*Directive:* Retype the whole listing, please, keeping every line exact and dropping the pictures.

* begin Exercise data *

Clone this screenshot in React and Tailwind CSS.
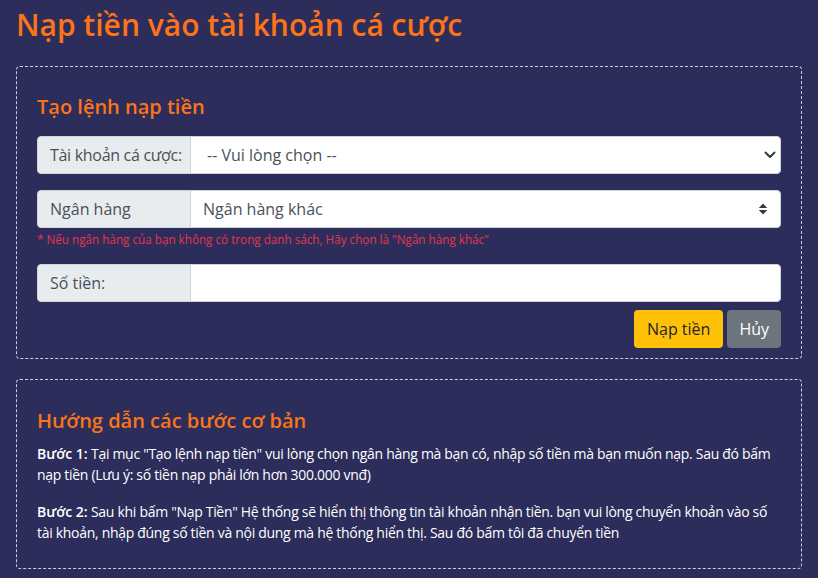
import React from "react";

function UpDown() {
  return (
    <svg width="10" height="12" viewBox="0 0 10 12">
      <path d="M5 0.5 L9.2 5 L0.8 5 Z" fill="#343a40" />
      <path d="M5 11.5 L9.2 7 L0.8 7 Z" fill="#343a40" />
    </svg>
  );
}

export default function App() {
  return (
    <div className="min-h-[578px] w-full bg-[#2c2d5a] px-4 pt-[7px] pb-2 font-['Open_Sans',sans-serif] text-white">
      <h1 className="text-[30px] font-semibold leading-[36px] text-[#fb7419]">
        Nạp tiền vào tài khoản cá cược
      </h1>

      <div className="mt-[23px] rounded-[4px] border border-dashed border-[#cfd0da] px-5 pt-[28px] pb-[10px]">
        <h2 className="text-[20px] font-semibold leading-[1.2] text-[#fb7419]">Tạo lệnh nạp tiền</h2>

        <div className="mt-[17px] flex h-[38px]">
          <div className="flex w-[154px] shrink-0 items-center whitespace-nowrap rounded-l-[4px] border border-[#ced4da] bg-[#e9ecef] pl-3 text-[16px] tracking-[-0.3px] text-[#495057]">
            Tài khoản cá cược:
          </div>
          <div className="relative -ml-px flex flex-1 items-center rounded-r-[4px] border border-[#ced4da] bg-white pl-4 text-[16px] text-[#495057]">
            -- Vui lòng chọn --
            <div className="absolute right-[4px] top-1/2 flex h-[10px] w-[12px] -translate-y-1/2 items-center justify-center">
              <svg width="12" height="8" viewBox="0 0 12 8">
                <path d="M1.5 1.5 L6 6 L10.5 1.5" fill="none" stroke="#343a40" strokeWidth="2" strokeLinecap="round" strokeLinejoin="round" />
              </svg>
            </div>
          </div>
        </div>

        <div className="mt-4 flex h-[38px]">
          <div className="flex w-[154px] shrink-0 items-center rounded-l-[4px] border border-[#ced4da] bg-[#e9ecef] px-3 text-[16px] text-[#495057]">
            Ngân hàng
          </div>
          <div className="relative -ml-px flex flex-1 items-center rounded-r-[4px] border border-[#ced4da] bg-white pl-3 text-[16px] text-[#495057]">
            Ngân hàng khác
            <div className="absolute right-[12px] top-1/2 flex -translate-y-1/2">
              <UpDown />
            </div>
          </div>
        </div>
        <p className="mt-[3px] text-[11.7px] leading-[16px] text-[#e8344e]">
          * Nếu ngân hàng của bạn không có trong danh sách, Hãy chọn là "Ngân hàng khác"
        </p>

        <div className="mt-[17px] flex h-[38px]">
          <div className="flex w-[154px] shrink-0 items-center rounded-l-[4px] border border-[#ced4da] bg-[#e9ecef] px-3 text-[16px] text-[#495057]">
            Số tiền:
          </div>
          <div className="-ml-px flex-1 rounded-r-[4px] border border-[#ced4da] bg-white"></div>
        </div>

        <div className="mt-[8px] flex justify-end gap-[4px]">
          <button className="h-[38px] rounded-[4px] bg-[#ffc107] px-[13px] text-[16px] text-[#212529]">Nạp tiền</button>
          <button className="h-[38px] rounded-[4px] bg-[#6c757d] px-3 text-[16px] text-white">Hủy</button>
        </div>
      </div>

      <div className="mt-[20px] rounded-[4px] border border-dashed border-[#cfd0da] px-5 pt-[29px] pb-[25px]">
        <h2 className="text-[20px] font-semibold leading-[1.2] text-[#fb7419]">Hướng dẫn các bước cơ bản</h2>
        <p className="mt-[10px] text-[14px] leading-[21px] tracking-[-0.3px]">
          <b className="font-semibold tracking-normal">Bước 1:</b> Tại mục "Tạo lệnh nạp tiền" vui lòng chọn ngân hàng mà bạn có, nhập số tiền mà bạn muốn nạp. Sau đó bấm nạp tiền (Lưu ý: số tiền nạp phải lớn hơn 300.000 vnđ)
        </p>
        <p className="mt-4 text-[14px] leading-[21px] tracking-[-0.3px]">
          <b className="font-semibold tracking-normal">Bước 2:</b> Sau khi bấm "Nạp Tiền" Hệ thống sẽ hiển thị thông tin tài khoản nhận tiền. bạn vui lòng chuyển khoản vào số tài khoản, nhập đúng số tiền và nội dung mà hệ thống hiển thị. Sau đó bấm tôi đã chuyển tiền
        </p>
      </div>
    </div>
  );
}
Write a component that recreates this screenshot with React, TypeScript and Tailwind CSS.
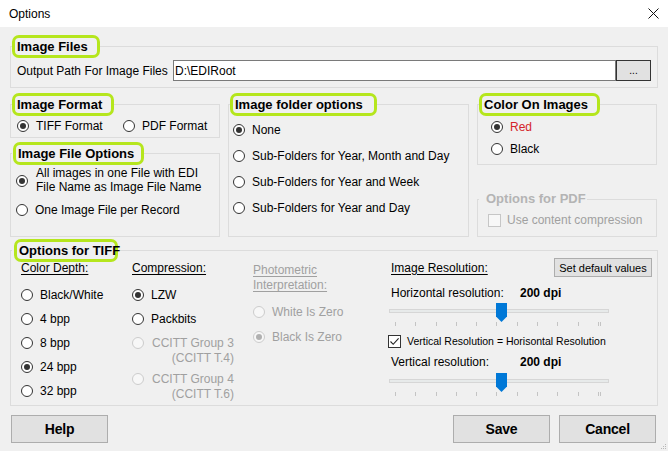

* end Exercise data *

*The response:*
Clone this screenshot in React and Tailwind CSS.
import React from "react";

function UpDown() {
  return (
    <svg width="10" height="12" viewBox="0 0 10 12">
      <path d="M5 0.5 L9.2 5 L0.8 5 Z" fill="#343a40" />
      <path d="M5 11.5 L9.2 7 L0.8 7 Z" fill="#343a40" />
    </svg>
  );
}

export default function App() {
  return (
    <div className="min-h-[578px] w-full bg-[#2c2d5a] px-4 pt-[7px] pb-2 font-['Open_Sans',sans-serif] text-white">
      <h1 className="text-[30px] font-semibold leading-[36px] text-[#fb7419]">
        Nạp tiền vào tài khoản cá cược
      </h1>

      <div className="mt-[23px] rounded-[4px] border border-dashed border-[#cfd0da] px-5 pt-[28px] pb-[10px]">
        <h2 className="text-[20px] font-semibold leading-[1.2] text-[#fb7419]">Tạo lệnh nạp tiền</h2>

        <div className="mt-[17px] flex h-[38px]">
          <div className="flex w-[154px] shrink-0 items-center whitespace-nowrap rounded-l-[4px] border border-[#ced4da] bg-[#e9ecef] pl-3 text-[16px] tracking-[-0.3px] text-[#495057]">
            Tài khoản cá cược:
          </div>
          <div className="relative -ml-px flex flex-1 items-center rounded-r-[4px] border border-[#ced4da] bg-white pl-4 text-[16px] text-[#495057]">
            -- Vui lòng chọn --
            <div className="absolute right-[4px] top-1/2 flex h-[10px] w-[12px] -translate-y-1/2 items-center justify-center">
              <svg width="12" height="8" viewBox="0 0 12 8">
                <path d="M1.5 1.5 L6 6 L10.5 1.5" fill="none" stroke="#343a40" strokeWidth="2" strokeLinecap="round" strokeLinejoin="round" />
              </svg>
            </div>
          </div>
        </div>

        <div className="mt-4 flex h-[38px]">
          <div className="flex w-[154px] shrink-0 items-center rounded-l-[4px] border border-[#ced4da] bg-[#e9ecef] px-3 text-[16px] text-[#495057]">
            Ngân hàng
          </div>
          <div className="relative -ml-px flex flex-1 items-center rounded-r-[4px] border border-[#ced4da] bg-white pl-3 text-[16px] text-[#495057]">
            Ngân hàng khác
            <div className="absolute right-[12px] top-1/2 flex -translate-y-1/2">
              <UpDown />
            </div>
          </div>
        </div>
        <p className="mt-[3px] text-[11.7px] leading-[16px] text-[#e8344e]">
          * Nếu ngân hàng của bạn không có trong danh sách, Hãy chọn là "Ngân hàng khác"
        </p>

        <div className="mt-[17px] flex h-[38px]">
          <div className="flex w-[154px] shrink-0 items-center rounded-l-[4px] border border-[#ced4da] bg-[#e9ecef] px-3 text-[16px] text-[#495057]">
            Số tiền:
          </div>
          <div className="-ml-px flex-1 rounded-r-[4px] border border-[#ced4da] bg-white"></div>
        </div>

        <div className="mt-[8px] flex justify-end gap-[4px]">
          <button className="h-[38px] rounded-[4px] bg-[#ffc107] px-[13px] text-[16px] text-[#212529]">Nạp tiền</button>
          <button className="h-[38px] rounded-[4px] bg-[#6c757d] px-3 text-[16px] text-white">Hủy</button>
        </div>
      </div>

      <div className="mt-[20px] rounded-[4px] border border-dashed border-[#cfd0da] px-5 pt-[29px] pb-[25px]">
        <h2 className="text-[20px] font-semibold leading-[1.2] text-[#fb7419]">Hướng dẫn các bước cơ bản</h2>
        <p className="mt-[10px] text-[14px] leading-[21px] tracking-[-0.3px]">
          <b className="font-semibold tracking-normal">Bước 1:</b> Tại mục "Tạo lệnh nạp tiền" vui lòng chọn ngân hàng mà bạn có, nhập số tiền mà bạn muốn nạp. Sau đó bấm nạp tiền (Lưu ý: số tiền nạp phải lớn hơn 300.000 vnđ)
        </p>
        <p className="mt-4 text-[14px] leading-[21px] tracking-[-0.3px]">
          <b className="font-semibold tracking-normal">Bước 2:</b> Sau khi bấm "Nạp Tiền" Hệ thống sẽ hiển thị thông tin tài khoản nhận tiền. bạn vui lòng chuyển khoản vào số tài khoản, nhập đúng số tiền và nội dung mà hệ thống hiển thị. Sau đó bấm tôi đã chuyển tiền
        </p>
      </div>
    </div>
  );
}
Write a component that recreates this screenshot with React, TypeScript and Tailwind CSS.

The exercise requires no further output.